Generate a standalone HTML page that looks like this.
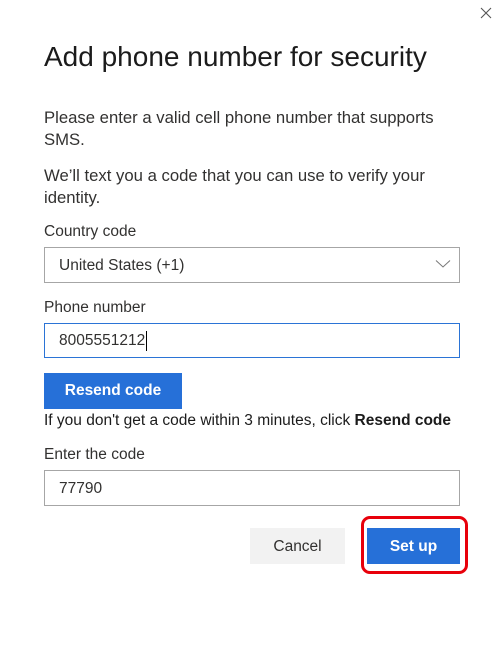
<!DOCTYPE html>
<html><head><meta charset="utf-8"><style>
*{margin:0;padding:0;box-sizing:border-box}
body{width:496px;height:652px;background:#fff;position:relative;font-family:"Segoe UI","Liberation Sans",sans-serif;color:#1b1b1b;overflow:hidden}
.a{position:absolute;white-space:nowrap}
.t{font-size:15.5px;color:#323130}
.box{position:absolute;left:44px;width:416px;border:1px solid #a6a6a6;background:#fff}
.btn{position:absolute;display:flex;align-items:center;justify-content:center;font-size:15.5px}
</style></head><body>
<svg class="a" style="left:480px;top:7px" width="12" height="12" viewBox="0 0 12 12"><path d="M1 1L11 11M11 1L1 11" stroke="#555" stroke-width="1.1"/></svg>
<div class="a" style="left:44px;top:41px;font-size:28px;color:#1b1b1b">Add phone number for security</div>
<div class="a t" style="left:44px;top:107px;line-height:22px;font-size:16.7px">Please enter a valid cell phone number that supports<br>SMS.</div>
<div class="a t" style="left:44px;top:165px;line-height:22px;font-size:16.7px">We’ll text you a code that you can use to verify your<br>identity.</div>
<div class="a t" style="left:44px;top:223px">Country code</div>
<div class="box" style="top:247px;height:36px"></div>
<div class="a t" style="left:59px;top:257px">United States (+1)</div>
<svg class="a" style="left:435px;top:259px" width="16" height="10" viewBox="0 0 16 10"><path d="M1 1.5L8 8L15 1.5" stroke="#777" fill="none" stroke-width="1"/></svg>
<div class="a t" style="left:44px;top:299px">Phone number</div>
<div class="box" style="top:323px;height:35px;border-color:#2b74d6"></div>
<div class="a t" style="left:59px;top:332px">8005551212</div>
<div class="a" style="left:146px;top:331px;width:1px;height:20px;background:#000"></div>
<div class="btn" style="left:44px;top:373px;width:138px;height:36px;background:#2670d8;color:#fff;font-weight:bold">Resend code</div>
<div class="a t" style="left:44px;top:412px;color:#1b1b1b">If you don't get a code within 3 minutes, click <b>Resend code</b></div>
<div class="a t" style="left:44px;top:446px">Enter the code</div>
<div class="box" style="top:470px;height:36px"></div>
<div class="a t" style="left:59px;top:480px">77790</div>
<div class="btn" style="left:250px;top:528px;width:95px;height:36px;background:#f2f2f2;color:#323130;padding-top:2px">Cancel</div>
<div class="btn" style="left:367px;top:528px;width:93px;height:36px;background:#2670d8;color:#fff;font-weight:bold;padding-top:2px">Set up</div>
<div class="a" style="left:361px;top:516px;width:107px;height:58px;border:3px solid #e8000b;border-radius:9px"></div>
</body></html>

▶ **Goal**: Without the pictures, output the full listing exactly as it stands.

▶ **Result for this task**:
Generate a standalone HTML page that looks like this.
<!DOCTYPE html>
<html><head><meta charset="utf-8"><style>
*{margin:0;padding:0;box-sizing:border-box}
body{width:496px;height:652px;background:#fff;position:relative;font-family:"Segoe UI","Liberation Sans",sans-serif;color:#1b1b1b;overflow:hidden}
.a{position:absolute;white-space:nowrap}
.t{font-size:15.5px;color:#323130}
.box{position:absolute;left:44px;width:416px;border:1px solid #a6a6a6;background:#fff}
.btn{position:absolute;display:flex;align-items:center;justify-content:center;font-size:15.5px}
</style></head><body>
<svg class="a" style="left:480px;top:7px" width="12" height="12" viewBox="0 0 12 12"><path d="M1 1L11 11M11 1L1 11" stroke="#555" stroke-width="1.1"/></svg>
<div class="a" style="left:44px;top:41px;font-size:28px;color:#1b1b1b">Add phone number for security</div>
<div class="a t" style="left:44px;top:107px;line-height:22px;font-size:16.7px">Please enter a valid cell phone number that supports<br>SMS.</div>
<div class="a t" style="left:44px;top:165px;line-height:22px;font-size:16.7px">We’ll text you a code that you can use to verify your<br>identity.</div>
<div class="a t" style="left:44px;top:223px">Country code</div>
<div class="box" style="top:247px;height:36px"></div>
<div class="a t" style="left:59px;top:257px">United States (+1)</div>
<svg class="a" style="left:435px;top:259px" width="16" height="10" viewBox="0 0 16 10"><path d="M1 1.5L8 8L15 1.5" stroke="#777" fill="none" stroke-width="1"/></svg>
<div class="a t" style="left:44px;top:299px">Phone number</div>
<div class="box" style="top:323px;height:35px;border-color:#2b74d6"></div>
<div class="a t" style="left:59px;top:332px">8005551212</div>
<div class="a" style="left:146px;top:331px;width:1px;height:20px;background:#000"></div>
<div class="btn" style="left:44px;top:373px;width:138px;height:36px;background:#2670d8;color:#fff;font-weight:bold">Resend code</div>
<div class="a t" style="left:44px;top:412px;color:#1b1b1b">If you don't get a code within 3 minutes, click <b>Resend code</b></div>
<div class="a t" style="left:44px;top:446px">Enter the code</div>
<div class="box" style="top:470px;height:36px"></div>
<div class="a t" style="left:59px;top:480px">77790</div>
<div class="btn" style="left:250px;top:528px;width:95px;height:36px;background:#f2f2f2;color:#323130;padding-top:2px">Cancel</div>
<div class="btn" style="left:367px;top:528px;width:93px;height:36px;background:#2670d8;color:#fff;font-weight:bold;padding-top:2px">Set up</div>
<div class="a" style="left:361px;top:516px;width:107px;height:58px;border:3px solid #e8000b;border-radius:9px"></div>
</body></html>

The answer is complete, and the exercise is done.